チャペックは、11月10日の夜に行われた決算説明会で、Disney+の1四半期の低迷を気にしていないことを強調しました。
「繰り返しになりますが、当社は、四半期ごとではなく長期的な視点で(ダイレクト・トゥ・コンシューマー)ビジネスを管理することに引き続き注力しており、昨年の投資家向け説明会で発表したガイダンスを達成するための正しい軌道に乗っていると確信しています。」
ディズニーの経営陣は、2024年度末までにDisney+の加入者数を2億3,000万人から2億6,000万人にすることを目標としており、その時に初めて収支が均衡すると考えています。
マッカーシー最高財務責任者(CFO)は、10日にこの予想を繰り返しました。ただし、Disney+の損失のピークは、2021年度ではなく2022年度であるとマッカーシー氏は述べています。
同社は、サービス開始2周年を記念して、今週12日に「Disney+ Day」と題したマーケティング活動を展開しています。
また、海外でのサービス開始も予定されており、2023年度までに160カ国でのサービス開始を目指しています。米国では最近、新規顧客が初月に2ドルで加入し、その後は通常の月額8ドルで更新できるサービスを開始しました。
マッカーシーCFOは、海外でのサービス開始のタイミングや、2022年度にリリースが予定されている一連のコンテンツに基づき、Disney+の加入者数の伸びは、上半期よりも下半期の方が「意味のある高さ」になると予想しています。

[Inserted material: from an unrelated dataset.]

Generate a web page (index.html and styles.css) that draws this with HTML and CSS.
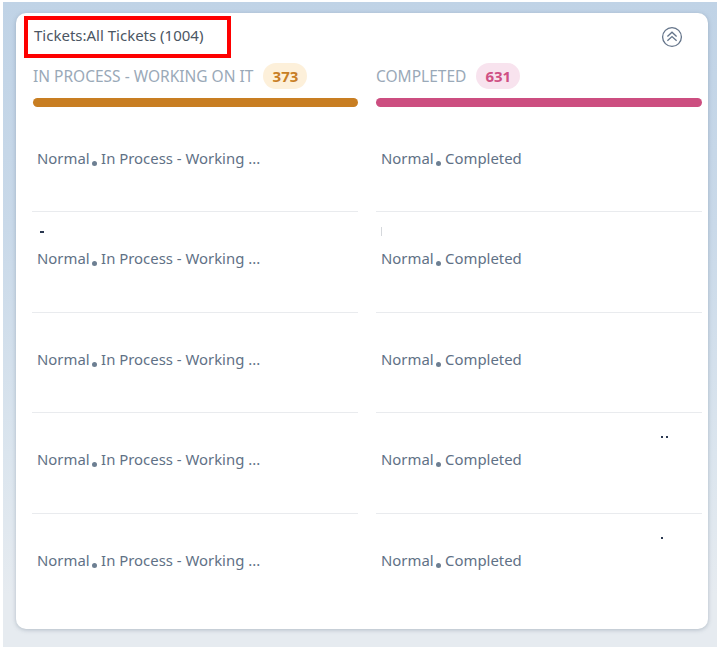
FILE: index.html
```html
<!DOCTYPE html>
<html lang="en">
<head>
<meta charset="utf-8">
<title>Tickets</title>
<link rel="stylesheet" href="styles.css">
</head>
<body>
<main class="stage">
  <section class="card">
    <header class="card-head">
      <h1 class="title">Tickets:All Tickets (1004)</h1>
      <svg class="collapse" viewBox="0 0 22 22" aria-label="Collapse">
        <circle cx="11" cy="11" r="9.4"/>
        <path d="M6.4 10.4 11 6.2 15.6 10.4M6.4 14.8 11 10.6 15.6 14.8"/>
      </svg>
    </header>
    <div class="board">
      <div class="col">
        <div class="col-head"><span class="col-name">IN PROCESS - WORKING ON IT</span><span class="count count-amber">373</span></div>
        <div class="bar bar-amber"></div>
        <div class="row"><span class="label">Normal</span><i class="dot"></i><span class="label">In Process - Working ...</span></div>
        <div class="row"><i class="speck speck-dash"></i><span class="label">Normal</span><i class="dot"></i><span class="label">In Process - Working ...</span></div>
        <div class="row"><span class="label">Normal</span><i class="dot"></i><span class="label">In Process - Working ...</span></div>
        <div class="row"><span class="label">Normal</span><i class="dot"></i><span class="label">In Process - Working ...</span></div>
        <div class="row row-last"><span class="label">Normal</span><i class="dot"></i><span class="label">In Process - Working ...</span></div>
      </div>
      <div class="col">
        <div class="col-head col-head-tight"><span class="col-name">COMPLETED</span><span class="count count-pink">631</span></div>
        <div class="bar bar-pink"></div>
        <div class="row"><span class="label">Normal</span><i class="dot"></i><span class="label">Completed</span></div>
        <div class="row"><i class="speck speck-line"></i><span class="label">Normal</span><i class="dot"></i><span class="label">Completed</span></div>
        <div class="row"><span class="label">Normal</span><i class="dot"></i><span class="label">Completed</span></div>
        <div class="row"><i class="speck speck-a"></i><i class="speck speck-b"></i><span class="label">Normal</span><i class="dot"></i><span class="label">Completed</span></div>
        <div class="row row-last"><i class="speck speck-c"></i><span class="label">Normal</span><i class="dot"></i><span class="label">Completed</span></div>
      </div>
    </div>
  </section>
</main>
</body>
</html>
```
FILE: styles.css
```css
* { box-sizing: border-box; }
html, body { margin: 0; height: 100%; background: #fff; }
body { font-family: "Noto Sans", "Liberation Sans", sans-serif; overflow: hidden; }
.stage {
  width: 717px;
  height: 645px;
  margin-top: 2px;
  margin-left: 3px;
  padding: 11px 0 0 13px;
  background: linear-gradient(180deg, #c0d3e6 0%, #c9d9e9 35%, #dbe5ee 70%, #e6ebf0 92%);
}
.card {
  width: 692px;
  height: 616px;
  background: #fff;
  border-radius: 10px;
  box-shadow: 0 1px 4px rgba(80, 100, 120, .35);
  padding-top: 3px;
}
.card-head { display: flex; justify-content: space-between; align-items: center; padding: 0 25px 0 8px; }
.title {
  margin: 0;
  width: 207px;
  height: 42px;
  border: 4px solid #fe0000;
  padding-left: 6px;
  font-size: 15px;
  font-weight: 400;
  line-height: 30px;
  color: #4b5663;
  white-space: nowrap;
}
.collapse { width: 22px; height: 22px; fill: none; stroke: #64748a; stroke-width: 1.3; }
.board { display: grid; grid-template-columns: 326px 326px; column-gap: 18px; padding-left: 16px; }
.col-head { display: flex; align-items: center; height: 26px; margin-top: 5px; padding-left: 1px; }
.col-head-tight { padding-left: 0; }
.col-name { font-size: 15.5px; line-height: 24px; margin-bottom: 1px; color: #9aa9b8; white-space: nowrap; }
.count {
  margin-left: 10px;
  width: 44px;
  height: 26px;
  border-radius: 13px;
  text-align: center;
  font-size: 15px;
  font-weight: 700;
  line-height: 26px;
}
.count-amber { background: #fdf0da; color: #c87e25; }
.count-pink { background: #f8e3ee; color: #cf4f84; }
.bar { height: 9px; margin: 9px 0 0 1px; border-radius: 5px; }
.bar-amber { background: #c87e22; }
.bar-pink { background: #cc4e80; margin-left: 0; }
.row {
  position: relative;
  display: flex;
  align-items: center;
  height: 100.5px;
  padding-left: 5px;
  padding-bottom: 7px;
  border-bottom: 1px solid #e9ebee;
  font-size: 14.9px;
  color: #5f7186;
}
.col > .bar + .row { height: 105px; padding-bottom: 3px; }
.row-last { border-bottom: 0; }
.label { white-space: nowrap; }
.dot {
  width: 5px;
  height: 5px;
  margin: 11px 4px 0 2.5px;
  border-radius: 50%;
  background: #6d7f92;
}
.speck { position: absolute; background: #2a3850; }
.speck-dash { left: 8px; top: 19px; width: 4px; height: 2px; }
.speck-line { left: 5px; top: 15px; width: 1px; height: 9px; background: #d5d8dc; }
.speck-a { left: 285px; top: 23px; width: 2px; height: 2px; }
.speck-b { left: 290px; top: 23px; width: 2px; height: 2px; }
.speck-c { left: 285px; top: 23px; width: 2px; height: 2px; }
```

Huluは、当四半期に100万人の加入者を増やし、4,380万人に達しました。また、ESPN+は220万人増加し、1,710万人となりました。
ディズニーの3つのストリーミングサービスの合計加入者数が、前年同期比48%増の1億7,900万人となりました。Direct-to-Consumerの売上は、前年同期比38%増の46億ドルとなりましたが、営業損失は68%増の6億3,000万ドルとなりました。
ディズニーの巨大なメディアとエンタテインメントのポートフォリオの中で、テレビ、コンテンツライセンシング、劇場の売上と利益は、当四半期において驚くべきものではありませんでした。
ヴォントベル・アセット・マネジメントのクオリティー・グロース・ブティックのポートフォリオ・マネージャーであるマーカス・ハンセン氏は、「もしディズニーの方向性が正しければ、基本的に5年の間に、グローバルベースでネットフリックス(NFLX)と同じくらいの規模のものを作り上げることができるでだろう」と語ります。
そして、「2022年度は、ストリーミング、特にパークの成功を証明する年になるだろう。このセグメントは、ディズニーがコロナの影響から脱出することができれば、最もアップサイドのサプライズとなるだろう」と述べています。
ディズニーの株価は今年低調でこれまでに約4%下落しています。